Name of agent: latest agent
query: $latest=true
case sensitive is checked
action: $Shape=right tag

was that helpful? sorry if i got your question wrong. thanks again. basically what i want is to have a dynamic series of “latest” notes and aliases but only have current “latest” notes with the shape or appearance of the agent, not all former “latest” notes. i would want the previous, former “latest” notes revert to original appearance, i.e., the appearance of all notes NOT “latest”.

thanks again for interest.

I don’t know whether you’re familiar with the operator (original) in Tinderbox syntax. It lets you change traits of the original version of a note, but not of the aliases. The description in aTbRef is here.

Without being sure exactly what you’re trying to do, I imagine this would help you change the originals to a certain status – with a badge or a Boolean attribute or a color or whatever – while the aliases were unchanged. For instance you could have the action say:

$Color(original)=“blue” or $Latest(original)=false etc.

Perhaps this is the tool you’re looking for?

Is the problem that when you turn off $latest, the shape doesn’t revert back to the original shape?

That’s because your agent correctly changes the shape when it’s invoked – but you have no corresponding logic to turn the shape back when you untick $latest.

Possibly the easiest way is to have the logic in the prototype itself. You can still use the agent to collect the latest notes, but leave the attribute toggling to the prototype.

E.g. have a rule something like this in the Rule panel of your prototype:

if($latest==true){$Shape="right tag"} else {$Shape="left tag"}

That means that whenever you change the state of $latest, the shape changes accordingly.

Yes, this logic – if / else – applied in a rule might also be exactly the tool @howie4 is looking for.

Thinking about it…

A simpler answer would be to have an entry in the agent’s Remove panel

$Shape="left tag"

This will reset shape when the agent is exited (ie $latest is turned off).

Yes, good point.

Meta-theme as intro to Tinderbox: it’s an illustration of the many possible paths usually open to any given destination.

Remove is a first cousin to if /else – each of them applies an action as long as certain conditions are met, and then applies a different action when the conditions no longer apply. (This is different from a normal agent, which applies a result – let’s say $Badge=“check”– if a condition is true, but then doesn’t care what happens if the condition is no longer true.)

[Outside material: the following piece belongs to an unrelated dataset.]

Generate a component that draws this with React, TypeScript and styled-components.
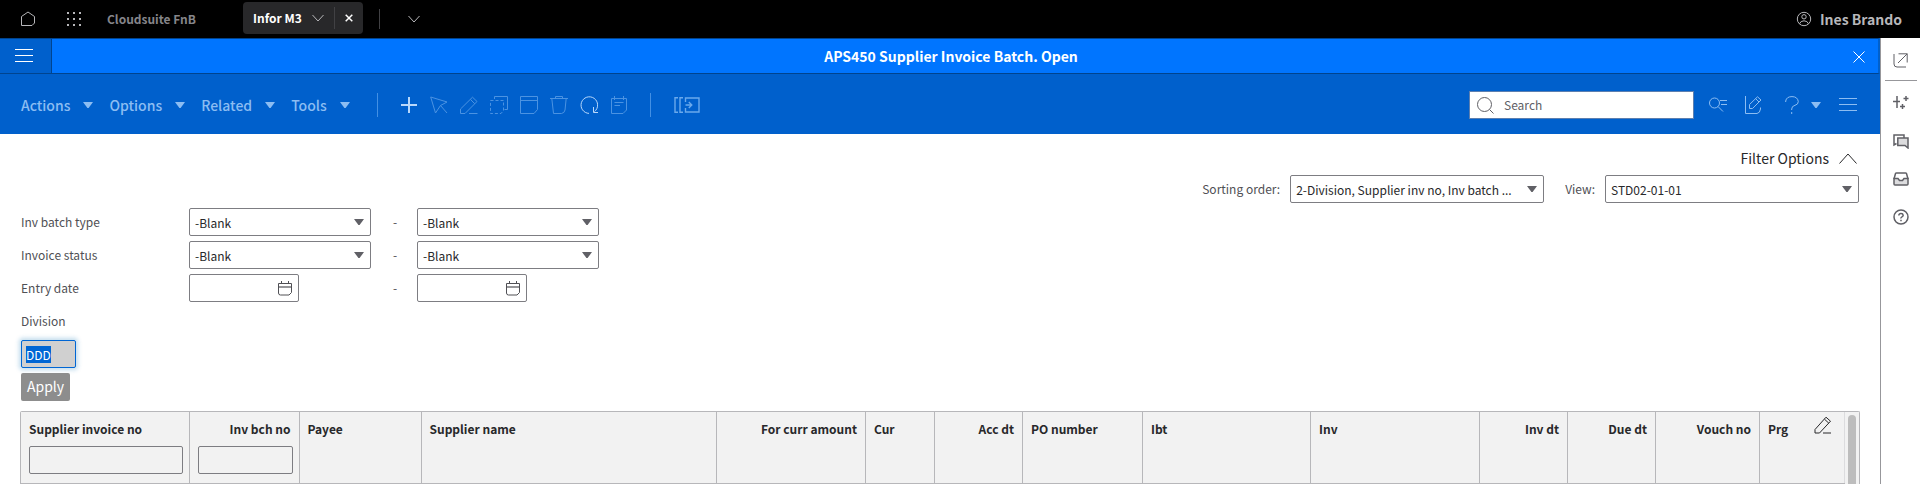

Similarly, you can say that Rules are cousins to Agents are cousins to Stamps are cousins to Smart Adornments, each of them applying a “logical test → resulting action” sequence, but offering fine-tuning details in how exactly they work, and when. The meta-point is that beneath the apparent vast complexity of the program is a finite number of test->result operations, and once you’ve tried them in a variety of circumstances, you have a guess of which one is most convenient for which circumstance.

Well put.

TBH, I’d not actually got round to using $OnRemove… knew it was there, but just carried on the old ways without thinking about when I could apply it. Took answering a question to think ‘of course…’

I bet there are loads of things like that…

THANKS!! it works like a charm! i thought of a rule like that but to be honest, i am not real good at Tbx and would have put it in Mss container AND would not have figured out by myself the “else” logic. your rule, in prototype, works wonderfully and is exactly what i wanted for easy identification of where i left off in my drafts of a “latest” chapter before i change it to “final”.

thanks so much. it is really gratifying to see the generosity of a community like this. i have gotten 6 or 7 replies from 3 different people in hours.

thanks to all!!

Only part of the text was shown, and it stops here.